Alibaba Pictures Group, the film studio owned by China’s e-commerce giant Alibaba Group Holding Ltd (NYSE:BABA), announced a new investment fund worth $300 million to expand its operations into the TV and film industry.
Earlier on Monday, the Chinese e-commerce giant said it’s collaborating with Wuhu Gopher Asset Management on the new investment fund called “Hainan Alibaba Pictures Entertainment Industry Investment Fund,” which will concentrate on investment opportunities in renowned companies in the entertainment and television industry. Alibaba said in a statement: “The investment fund will work under the four key pillars: production development, celebrity resources, marketing and distribution, and advanced technology.”
Previously, Alibaba pictures have also made investments in leading Hollywood box office hits like Star Trek Beyond, Mission Impossible-Rouge Nation and Teenage Mutant Ninja Turtles. Similarly, the entertainment subsidiary of Alibaba Group has also partnered with Skydance Media to co-produce and finance box office hits like Flying Tigers, a movie based on an event of World War II. Apart from this, Alibaba’s pictures unit has also invested in several Chinese movies that are yet to be released.
In addition, the fund will target both international and regional investments. According to reports, Alibaba’s film subsidiary will inject about $75 million in the investment fund; the rest of the investment, worth $225 million, will come from Wuhu Gopher.
Zhang Qiang, Alibaba Pictures CEO, said in an official statement: “In recent years, the Chinese entertainment industry, which has mainly been driven by movies, has undergone rapid development.” He further added: “Bountiful investment opportunities and immense room for integration have emerged both upstream and downstream of the industry value chain.”

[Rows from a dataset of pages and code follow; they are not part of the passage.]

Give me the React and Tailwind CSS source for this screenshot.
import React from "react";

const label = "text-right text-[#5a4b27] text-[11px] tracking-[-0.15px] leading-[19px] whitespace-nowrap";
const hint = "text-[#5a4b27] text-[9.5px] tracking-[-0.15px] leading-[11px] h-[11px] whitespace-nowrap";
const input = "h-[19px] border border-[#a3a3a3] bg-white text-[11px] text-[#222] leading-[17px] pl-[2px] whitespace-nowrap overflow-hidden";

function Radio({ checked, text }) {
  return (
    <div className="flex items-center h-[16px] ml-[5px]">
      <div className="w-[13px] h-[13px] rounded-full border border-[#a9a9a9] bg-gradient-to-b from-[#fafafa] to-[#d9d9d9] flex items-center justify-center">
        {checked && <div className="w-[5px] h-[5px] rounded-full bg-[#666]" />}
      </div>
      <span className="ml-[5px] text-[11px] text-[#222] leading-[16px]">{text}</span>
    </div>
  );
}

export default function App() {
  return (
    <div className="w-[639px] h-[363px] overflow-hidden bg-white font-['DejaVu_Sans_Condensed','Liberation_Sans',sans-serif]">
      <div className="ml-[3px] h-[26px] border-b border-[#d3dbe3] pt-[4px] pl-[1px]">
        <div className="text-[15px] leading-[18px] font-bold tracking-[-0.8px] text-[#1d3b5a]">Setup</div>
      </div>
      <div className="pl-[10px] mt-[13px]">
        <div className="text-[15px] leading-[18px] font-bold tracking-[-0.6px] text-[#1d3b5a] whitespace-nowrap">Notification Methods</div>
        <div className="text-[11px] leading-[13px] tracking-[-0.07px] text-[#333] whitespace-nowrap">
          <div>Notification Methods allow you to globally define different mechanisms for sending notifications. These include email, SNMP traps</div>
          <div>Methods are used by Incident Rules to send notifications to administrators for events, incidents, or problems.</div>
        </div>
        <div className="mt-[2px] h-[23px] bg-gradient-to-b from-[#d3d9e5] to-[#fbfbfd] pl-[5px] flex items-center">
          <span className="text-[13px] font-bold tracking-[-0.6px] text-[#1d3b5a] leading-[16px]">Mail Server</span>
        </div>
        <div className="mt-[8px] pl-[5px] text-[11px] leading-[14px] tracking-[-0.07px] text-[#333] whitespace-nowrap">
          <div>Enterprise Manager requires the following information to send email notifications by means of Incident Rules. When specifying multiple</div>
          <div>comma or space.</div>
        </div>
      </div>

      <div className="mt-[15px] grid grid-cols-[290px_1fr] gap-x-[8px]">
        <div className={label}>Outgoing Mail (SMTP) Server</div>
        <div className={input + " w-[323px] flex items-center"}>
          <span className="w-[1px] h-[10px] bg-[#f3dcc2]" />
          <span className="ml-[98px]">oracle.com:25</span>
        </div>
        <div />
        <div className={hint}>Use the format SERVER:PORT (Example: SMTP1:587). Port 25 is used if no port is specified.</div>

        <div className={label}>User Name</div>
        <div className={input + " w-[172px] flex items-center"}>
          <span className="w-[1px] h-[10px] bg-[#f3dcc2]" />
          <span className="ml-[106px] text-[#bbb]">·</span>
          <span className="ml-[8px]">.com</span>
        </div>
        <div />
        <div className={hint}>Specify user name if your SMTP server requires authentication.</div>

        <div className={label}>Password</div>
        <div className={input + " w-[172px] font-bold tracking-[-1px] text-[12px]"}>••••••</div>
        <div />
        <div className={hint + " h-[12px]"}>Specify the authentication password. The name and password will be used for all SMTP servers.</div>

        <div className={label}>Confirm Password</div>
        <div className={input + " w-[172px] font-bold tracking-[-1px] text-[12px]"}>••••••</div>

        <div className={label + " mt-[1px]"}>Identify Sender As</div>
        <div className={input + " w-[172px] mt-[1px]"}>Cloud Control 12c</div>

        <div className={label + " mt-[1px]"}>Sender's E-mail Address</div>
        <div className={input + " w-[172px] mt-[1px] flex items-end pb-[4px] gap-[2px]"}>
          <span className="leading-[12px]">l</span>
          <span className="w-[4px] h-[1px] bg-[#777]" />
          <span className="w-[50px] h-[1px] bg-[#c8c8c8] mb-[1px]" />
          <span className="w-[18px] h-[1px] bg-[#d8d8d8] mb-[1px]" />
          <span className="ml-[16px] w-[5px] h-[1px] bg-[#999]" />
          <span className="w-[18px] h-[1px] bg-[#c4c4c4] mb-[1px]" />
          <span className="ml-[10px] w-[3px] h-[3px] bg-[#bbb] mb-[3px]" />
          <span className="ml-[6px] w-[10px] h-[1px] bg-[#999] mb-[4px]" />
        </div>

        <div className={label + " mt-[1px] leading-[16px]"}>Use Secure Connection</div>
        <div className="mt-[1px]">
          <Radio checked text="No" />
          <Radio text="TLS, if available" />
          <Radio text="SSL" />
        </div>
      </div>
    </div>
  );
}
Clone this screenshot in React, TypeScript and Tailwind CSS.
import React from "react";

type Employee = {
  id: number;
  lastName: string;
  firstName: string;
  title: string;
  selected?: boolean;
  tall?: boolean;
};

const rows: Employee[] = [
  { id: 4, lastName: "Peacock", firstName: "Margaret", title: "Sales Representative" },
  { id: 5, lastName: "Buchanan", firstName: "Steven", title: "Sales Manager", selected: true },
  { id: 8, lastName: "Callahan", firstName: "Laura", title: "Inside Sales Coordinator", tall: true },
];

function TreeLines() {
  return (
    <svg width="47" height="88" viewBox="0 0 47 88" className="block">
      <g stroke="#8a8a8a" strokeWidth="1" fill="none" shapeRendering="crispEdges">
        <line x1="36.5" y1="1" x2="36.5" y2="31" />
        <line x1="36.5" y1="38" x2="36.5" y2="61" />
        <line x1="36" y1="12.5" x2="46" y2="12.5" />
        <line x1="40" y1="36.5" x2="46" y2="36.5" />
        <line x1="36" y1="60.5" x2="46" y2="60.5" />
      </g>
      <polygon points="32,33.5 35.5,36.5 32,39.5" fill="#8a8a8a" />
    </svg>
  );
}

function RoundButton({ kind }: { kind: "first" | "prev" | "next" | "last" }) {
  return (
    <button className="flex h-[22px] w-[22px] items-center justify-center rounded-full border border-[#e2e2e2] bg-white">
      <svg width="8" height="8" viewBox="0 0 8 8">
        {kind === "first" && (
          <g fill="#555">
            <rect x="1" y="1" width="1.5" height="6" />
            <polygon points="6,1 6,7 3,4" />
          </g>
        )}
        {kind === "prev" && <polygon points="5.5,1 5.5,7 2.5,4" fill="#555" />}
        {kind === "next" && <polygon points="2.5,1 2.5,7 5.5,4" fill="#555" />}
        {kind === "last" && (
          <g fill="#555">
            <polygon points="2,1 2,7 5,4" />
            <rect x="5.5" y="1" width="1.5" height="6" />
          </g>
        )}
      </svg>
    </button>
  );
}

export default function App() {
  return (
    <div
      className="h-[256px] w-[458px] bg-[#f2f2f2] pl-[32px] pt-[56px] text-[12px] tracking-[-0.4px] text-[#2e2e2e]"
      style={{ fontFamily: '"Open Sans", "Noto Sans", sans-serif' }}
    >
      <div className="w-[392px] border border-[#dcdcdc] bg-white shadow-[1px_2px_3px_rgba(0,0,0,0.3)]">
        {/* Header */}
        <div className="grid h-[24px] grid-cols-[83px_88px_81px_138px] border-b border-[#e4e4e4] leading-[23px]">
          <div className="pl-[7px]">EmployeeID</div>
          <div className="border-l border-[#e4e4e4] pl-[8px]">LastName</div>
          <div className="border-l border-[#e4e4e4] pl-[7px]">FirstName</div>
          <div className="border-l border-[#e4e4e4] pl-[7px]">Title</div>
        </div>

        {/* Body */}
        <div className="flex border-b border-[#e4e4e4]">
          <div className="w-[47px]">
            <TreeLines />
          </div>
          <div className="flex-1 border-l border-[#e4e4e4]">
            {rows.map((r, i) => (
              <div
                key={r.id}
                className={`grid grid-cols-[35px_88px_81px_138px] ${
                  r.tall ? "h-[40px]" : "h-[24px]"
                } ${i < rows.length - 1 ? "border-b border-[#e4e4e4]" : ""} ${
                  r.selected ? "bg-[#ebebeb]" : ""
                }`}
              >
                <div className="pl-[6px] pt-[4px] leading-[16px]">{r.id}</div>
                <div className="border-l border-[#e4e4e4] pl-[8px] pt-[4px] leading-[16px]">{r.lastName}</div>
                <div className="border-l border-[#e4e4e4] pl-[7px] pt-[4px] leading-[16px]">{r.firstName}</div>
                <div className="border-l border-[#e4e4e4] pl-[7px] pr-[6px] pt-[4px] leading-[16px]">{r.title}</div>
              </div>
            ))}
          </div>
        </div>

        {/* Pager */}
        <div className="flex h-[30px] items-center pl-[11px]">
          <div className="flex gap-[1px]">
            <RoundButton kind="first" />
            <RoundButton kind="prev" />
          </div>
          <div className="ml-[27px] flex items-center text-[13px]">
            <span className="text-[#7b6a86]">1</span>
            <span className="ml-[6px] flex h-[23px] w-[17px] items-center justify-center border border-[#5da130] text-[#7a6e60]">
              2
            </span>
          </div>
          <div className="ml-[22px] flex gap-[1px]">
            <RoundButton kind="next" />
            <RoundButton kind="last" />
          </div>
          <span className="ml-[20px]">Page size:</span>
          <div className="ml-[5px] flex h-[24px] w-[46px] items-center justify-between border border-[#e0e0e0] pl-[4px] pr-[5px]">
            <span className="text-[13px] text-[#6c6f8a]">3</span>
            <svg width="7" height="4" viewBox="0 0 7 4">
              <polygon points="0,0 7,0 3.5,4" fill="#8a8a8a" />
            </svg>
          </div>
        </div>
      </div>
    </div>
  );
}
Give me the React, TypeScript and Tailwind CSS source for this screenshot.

Alibaba Group, which gained success from its e-commerce business, has rapidly diversified its portfolio and product offerings. As the Chinese economy is witnessing a slowdown and the country’s Gross Domestic Product (GDP) still hangs below 7%, Alibaba’s move to expand its operations into other businesses may prove to be wise one. Though the Chinese company is still new to the film industry, it is keen to expand and make a name for itself in the highly competed and lucrative industry.
In December 2015, the Chinese e-commerce giant and Tencent Holdings, China’s leading internet services provider and online games maker, made a joint bid to purchase a leading film studio and distributor Bona Film Group Ltd, which financed this year’s Hollywood science fiction movie, “The Martian” and Wong Kar-Wai’s 2013 martial-art hit, “The Grandmaster.” Based in Beijing, Bona also has operations in production, distribution and theater.
Due to the highly competitive environment, Chinese internet giants are turning towards other segments to spur growth in their operations. Investments in entertainment and media companies are becoming a trend in China, mainly due to stiff competition and a slump in economic growth.
Recently, Baidu Inc (NASDAQ:BIDU), China’s search giant, also said it is planning to invest about $303 million (2 billion yuan) in several movies through its entertainment unit Baidu Nuomi Pictures. Baidu also said that it aims to invest in 30 movies, which includes; live actions, animated movies and youth-oriented movies. In addition, Baidu Nuomi Pictures said it has already generated around 30 billion yuan from investing in about 100 film projects.
In the film industry, Alibaba Group is expected to face stiff competition from leading players in the industry, including its arch rivals Baidu Inc, IMAX China and China Media Capital. However, analysts believe that the Chinese e-commerce giant will find a way to grow and gain a significant market share. We believe it will be difficult for Alibaba to right out conquer the market but the Chinese e-commerce giant is doing well to keep up with its two arch rivals Baidu and Tencent Holdings.